Model	SSIM↑	PSNR↑	LPIPS↓	FID↓	Motion Score↓	Text Score↑	ID Score↑
SEINE	0.3424	29.14	0.5275	556.29	28.08	0.2879	0.1702
SVD	0.3888	29.60	0.4590	467.95	18.58	0.2778	0.3818
CogVideoX (Base)	0.7482	32.40	0.1972	247.37	0.9426	0.2942	0.5087
SemanticREPA	0.7502	32.51	0.2011	213.09	0.4012	0.2956	0.6339

SemanticREPA achieved optimal scores in nearly all metrics: FID dropped from 247.37 to 213.09, Motion Score improved from 0.9426 to 0.4012 (closest to GT distribution), and ID Score rose from 0.5087 to 0.6339 (GT is 0.6465). LPIPS showed a negligible regression (0.2011 vs. 0.1972).

Ablation Study¶

Based on Table 2 (CogVideoX_F is the base fine-tuned only on our data).

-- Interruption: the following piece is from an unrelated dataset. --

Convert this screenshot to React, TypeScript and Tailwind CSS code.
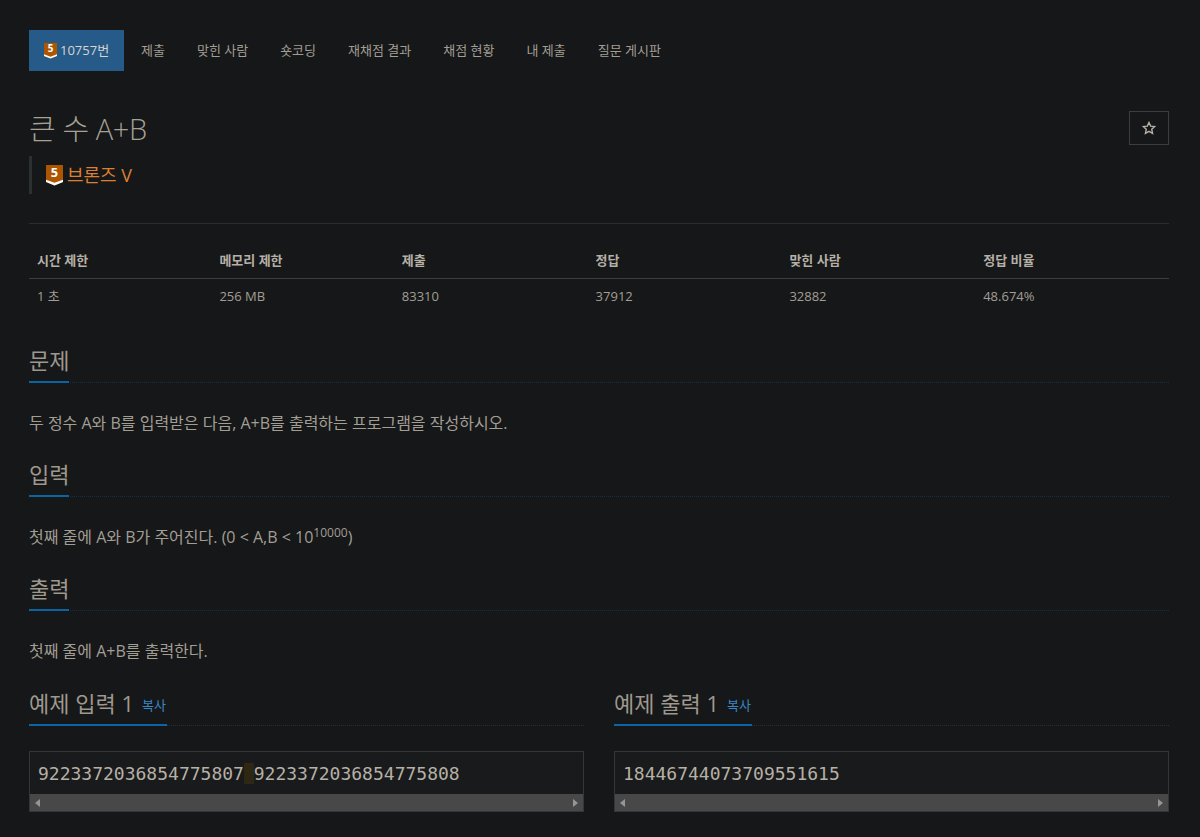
const sans = "font-['Open_Sans','Noto_Sans_CJK_KR',sans-serif]";

function TierIcon({ size }: { size: number }) {
    return (
        <svg width={size} height={size * 1.2} viewBox="0 0 20 24" className="shrink-0 overflow-visible">
            <path d="M0 0H20V20L10 24L0 20Z" fill="#ad5600" />
            <path d="M0 17.5L10 21L20 17.5V20L10 24L0 20Z" fill="#fff" />
            <text x="10" y="14.5" textAnchor="middle" fontSize="15" fontWeight="700" fill="#fff" fontFamily="Open Sans, sans-serif">
                5
            </text>
        </svg>
    );
}

const Sample = ({ title, children }: { title: string; children: React.ReactNode }) => {
    return (
        <div className="flex-1 min-w-0">
            <div className="border-b border-dotted border-[#2a2e30] h-[40px]">
                <div className="inline-flex items-start h-[40px] border-b-2 border-[#0b65a5] text-[#9f988d] pr-px">
                    <span className="text-[22px] leading-[34px]">{title}</span>
                    <span className="ml-[8px] mt-[8px] text-[13px] leading-[22px] text-[#3a87c5]">복사</span>
                </div>
            </div>
            <div className="mt-[25px] border border-[#33373a] bg-[#181a1b]">
                <div className="px-2 pt-[10px] h-[42px] font-['DejaVu_Sans_Mono',monospace] text-[18px] leading-[24px] text-[#b6b0a6] whitespace-pre">
                    {children}
                </div>
                <div className="flex items-center justify-between h-[17px] bg-[#484848] px-[5px]">
                    <span className="border-y-[4px] border-r-[5px] border-y-transparent border-r-[#969696]" />
                    <span className="border-y-[4px] border-l-[5px] border-y-transparent border-l-[#969696]" />
                </div>
            </div>
        </div>
    );
};

const SectionTitle = ({ title }: { title: string }) => {
    return (
        <div className="border-b border-dotted border-[#15303f] h-[40px]">
            <div className="inline-block h-[40px] border-b-2 border-[#0b65a5] text-[22px] leading-[34px] text-[#9f988d]">{title}</div>
        </div>
    );
};

export default function App() {
    const tabs = ["제출", "맞힌 사람", "숏코딩", "재채점 결과", "채점 현황", "내 제출", "질문 게시판"];
    const stats = [
        ["시간 제한", "1 초", "w-[182.4px]"],
        ["메모리 제한", "256 MB", "w-[182.4px]"],
        ["제출", "83310", "w-[193.8px]"],
        ["정답", "37912", "w-[193.8px]"],
        ["맞힌 사람", "32882", "w-[193.8px]"],
        ["정답 비율", "48.674%", "w-[193.8px]"],
    ];

    return (
        <div className={`h-[837px] overflow-hidden bg-[#151719] pl-[29px] pt-[30px] pr-[31px] ${sans}`}>
            <nav className="flex h-[41px] text-[13px] text-[#a39e93]">
                <div className="flex items-center gap-[3px] bg-[#265a88] pl-[15px] w-[95px] text-[#d8d4cf]">
                    <TierIcon size={13} />
                    <span>10757번</span>
                </div>
                <div className="flex items-center gap-[32px] pl-[17px]">
                    {tabs.map((tab) => (
                        <span key={tab} className="whitespace-nowrap">{tab}</span>
                    ))}
                </div>
            </nav>

            <div className="flex justify-between items-start mt-[33px]">
                <h1 className="text-[29px] font-light leading-[50px] tracking-[-0.4px] text-[#a8a195]">큰 수 A+B</h1>
                <div className="flex items-center justify-center w-[40px] h-[34px] mt-[7px] border border-[#3a3e40] text-[#b6b0a6]">
                    <svg width="14" height="14" viewBox="0 0 24 24" fill="none" stroke="currentColor" strokeWidth="2.4">
                        <path d="M12 2.5l2.9 6.3 6.9.8-5.1 4.7 1.4 6.8-6.1-3.4-6.1 3.4 1.4-6.8-5.1-4.7 6.9-.8z" />
                    </svg>
                </div>
            </div>

            <div className="flex items-center mt-[2px] h-[38px] border-l-[3px] border-[#2d3032] pl-[14px] text-[18px] text-[#dd7f33]">
                <TierIcon size={17} />
                <span className="ml-[4px]">브론즈 V</span>
            </div>

            <div className="mt-[29px] border-t border-[#2a2e30]" />

            <div className="mt-[19px] text-[13px] text-[#a39e93]">
                <div className="flex h-[36px] items-center border-b border-[#3a3e40] font-bold text-[#b6b0a6]">
                    {stats.map(([label, , width]) => (
                        <div key={label} className={`${width} pl-[8px]`}>{label}</div>
                    ))}
                </div>
                <div className="flex h-[36px] items-center">
                    {stats.map(([label, value, width]) => (
                        <div key={label} className={`${width} pl-[8px]`}>{value}</div>
                    ))}
                </div>
            </div>

            <div className="mt-[28px]">
                <SectionTitle title="문제" />
                <p className="mt-[29px] h-[22px] text-[16px] leading-[22px] text-[#a39e93]">
                    두 정수 A와 B를 입력받은 다음, A+B를 출력하는 프로그램을 작성하시오.
                </p>
            </div>
            <div className="mt-[23px]">
                <SectionTitle title="입력" />
                <p className="mt-[29px] h-[22px] text-[16px] leading-[22px] text-[#a39e93]">
                    첫째 줄에 A와 B가 주어진다. (0 &lt; A,B &lt; 10<sup className="text-[12px]">10000</sup>)
                </p>
            </div>
            <div className="mt-[23px]">
                <SectionTitle title="출력" />
                <p className="mt-[29px] h-[22px] text-[16px] leading-[22px] text-[#a39e93]">첫째 줄에 A+B를 출력한다.</p>
            </div>

            <div className="flex gap-[30px] mt-[24px]">
                <Sample title="예제 입력 1">
                    9223372036854775807<span className="bg-[#2e2714] tracking-[-1px]"> </span>9223372036854775808
                </Sample>
                <Sample title="예제 출력 1">18446744073709551615</Sample>
            </div>
        </div>
    );
}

Configuration	FID↓	Motion↓	ID↑	Description
CogVideoX_F (Fine-tuned)	210.99	0.7481	0.5098	No alignment supervision baseline
w/ \(\mathcal{L}_S(\mathbf{z}_t)\)	212.97	0.4427	0.5751	Noisy latent: Good motion, poor ID/clarity
w/ \(\mathcal{L}_S(\mathbf{z}_0)\)	212.21	0.5352	0.6118	Clean latent: Stable structure/ID, final choice
w/ \(\mathcal{L}_{ID}\)	219.90	0.5397	0.6223	Significant ID Score improvement
w/ \(\mathcal{L}_S+\mathcal{L}_{ID}\) (Full)	213.09	0.4012	0.6339	Best structure stability + ID consistency

ID Module Input Ablation (Table 3): Depth input gap (Inter-Intra) was 0.0882 vs. 0.0597 without depth, proving depth latents effectively act as implicit face masks.

Key Findings¶

Structural loss primarily reduces Motion Score and CPBD (clarity), while ID loss primarily boosts ID Score. Their effects are decoupled and complementary.
The choice between clean and noisy latents for structural alignment involves a trade-off. Noisy \(\mathcal{L}_S(\mathbf{z}_t)\) ignores texture to focus on motion but degrades facial ID and clarity; clean \(\mathcal{L}_S(\mathbf{z}_0)\) is more reliable.
Loss weights are sensitive: \(\lambda_S\) and \(\lambda_{ID}\) must be precisely tuned (0.01 / 1) to balance supervision effect against the generation prior.

Highlights & Insights¶

Paradigm shift of "Representation as Supervision": Successfully extends REPA (distilling internal representations with discriminative features) from images to video human animation, specifically targeting depth (limbs) and faces.
Depth latent as an implicit face mask: Concatenating depth latents in the ID module improves facial localization and discriminability without explicit segmentation—a low-cost, reusable trick.
Bypassing the VAE "Memory Wall": Pre-training lightweight modules to extract semantics from latents and then freezing them avoids the high memory cost of VAE gradient storage during long video backpropagation.

Limitations & Future Work¶

Dependency on CogVideoX 1.0: Validated only on a specific base and resolution; transferability to newer DiT architectures remains unproven.
Limited test set and lack of FVD: The 200-video test set is small, and the study omits FVD, relying on a proxy Motion Score (optical flow FID).
Slight LPIPS regression: Small drop in perceptual similarity compared to the base suggests a minor trade-off between structural/ID supervision and pixel-wise fidelity.
Qualitative results in supplement: The main text lacks side-by-side distortion comparisons, making visual improvement difficult to judge directly.

vs. Pose/Flow Guidance: Unlike methods that use semantic representations as input conditions to constrain motion, Ours uses them as supervision. This maintains inference flexibility and improves internal backbone representations.
vs. REPA (Image Domain): REPA uses self-supervised features to distill image diffusion latents. Ours applies this to video and adds the temporal identity consistency dimension via dual-path supervision.
vs. Joint Depth/Segmentation Generation: Concurrent works generate and supervise depth/segmentation simultaneously but often ignore face consistency and require backbone modifications; Ours covers ID and keeps the backbone architecture unchanged.

Rating¶

Novelty: ⭐⭐⭐⭐ Systematically migrates the REPA paradigm to video human animation with clear task-specific mappings.
Experimental Thoroughness: ⭐⭐⭐ Comprehensive ablations, but limited test set size and lack of FVD weaken the evidence.
Writing Quality: ⭐⭐⭐⭐ Logical flow from motivation to method, with well-defined formulas.
Value: ⭐⭐⭐⭐ The "supervision vs. condition" insight and the two-stage memory-saving approach are highly transferable.